Não é incomum vermos indivíduos atribuindo a culpa de todas as catástrofes do mundo a algumas pessoas ou classes sociais. Normalmente são estes que dividem o mundo em mocinhos e bandidos. Sendo que os bandidos são sempre os outros.
Na igreja, a divisão é feita entre pecadores, que são as pessoas que não são cristãs e os cristãos, os justos. Quem tem Jesus, segundo estes, são abençoados, quem não tem, vive no caos e na falta.
A parábola do filho pródigo (Lucas 15:11-32) fala um pouco disso. É quando Jesus conta a história do irmão mais novo, o pródigo, que pediu toda a sua herança ao seu pai, ofendendo-o por tal pedido e depois por sair de casa. Ele o desonrou com estas atitudes e gastou todo o dinheiro de forma irresponsável. Mas Cristo também fala do irmão mais velho do filho pródigo, que foi aquele que não aceitou o perdão do pai, quando o seu irmão retornou arrependido.

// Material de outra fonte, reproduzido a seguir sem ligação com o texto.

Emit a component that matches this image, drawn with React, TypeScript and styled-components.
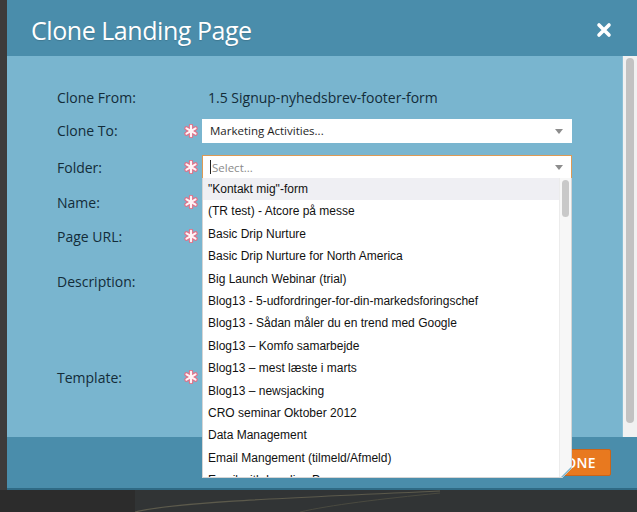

O irmão mais velho havia sido fiel, ele trabalhou duro para o pai e queria recompensas. No seu modo de ver a vida, era injusto o pai perdoar o irmão ingrato, afinal, ele não havia se esforçado tanto e também não era fiel como ele. Timothy Keller acrescenta algo importante sobre esta parábola:
“Se, a exemplo do irmão mais velho, você pensa que Deus precisa abençoá-lo e ajudá-lo porque, afinal de contas, você se esforçou tanto para obedecer e ser uma pessoa do bem, então Jesus até pode ser seu ajudador, seu exemplo e até inspiração, mas ele não é seu Salvador. Você está servindo na condição de seu próprio Salvador” (2018, p. 41).
Perceba como, no final, cada irmão estava usando o seu pai de uma forma diferente, sendo que ambos acreditavam que mereciam retorno. O filho pródigo entendia que ele deveria ter acesso à sua herança, mesmo com o seu pai vivo e o filho mais velho, queria ser recompensado por suas atitudes. No final, os dois irmãos estavam usando o seu pai, ambos tinham uma mentalidade de mérito.
A graça é uma loucura justamente porque desconstrói o mérito. E se você acreditar ser merecedor por ser obediente, fiel e frequentador assíduo da igreja, você não só não entendeu a graça, mas também está usando Deus como fonte de ganho. Com a sua “fidelidade” o propósito é conquistar os favores de Deus. A questão é que o evangelho não nos ensina isso.
O evangelho nos ensina que ninguém merece, ser humano algum é digno de favor algum, não existe justo algum (Romanos 3:10-12), todos são pecadores (Romanos 3:23-26). A divisão em mocinhos e bandidos é errada, na verdade, segundo a palavra de Deus, todos são bandidos, ninguém merece a graça divina. E se fomos alcançados, precisamos ter este sentimento de humildade.
O propósito do termo já deixa isso explícito. Graça é um favor para aquelas pessoas que não merecem ajuda alguma. Com isso, pressupomos que aqueles que foram alcançados também não mereciam, por isso, eles precisam ser humildes e gratos a Deus.
O mundo poderia ser dividido em pessoas culpadas e culpados alcançados pela graça divina. E isso não pode gerar em nosso coração orgulho, mas um sentimento de gratidão a Deus. Só é orgulhoso quem acredita que merece a ajuda, tal qual o irmão mais velho da parábola.
A vida cristã não pode ser vivida como uma eterna busca por retorno, como se merecêssemos a graça de Deus, mas com gratidão e humildade, visto que, fomos alcançados, sem merecimento algum.
Bibliografia
KELLER, Timothy. O Deus pródigo: Recuperando a essência da fé cristã. São Paulo: Vida Nova, 2018.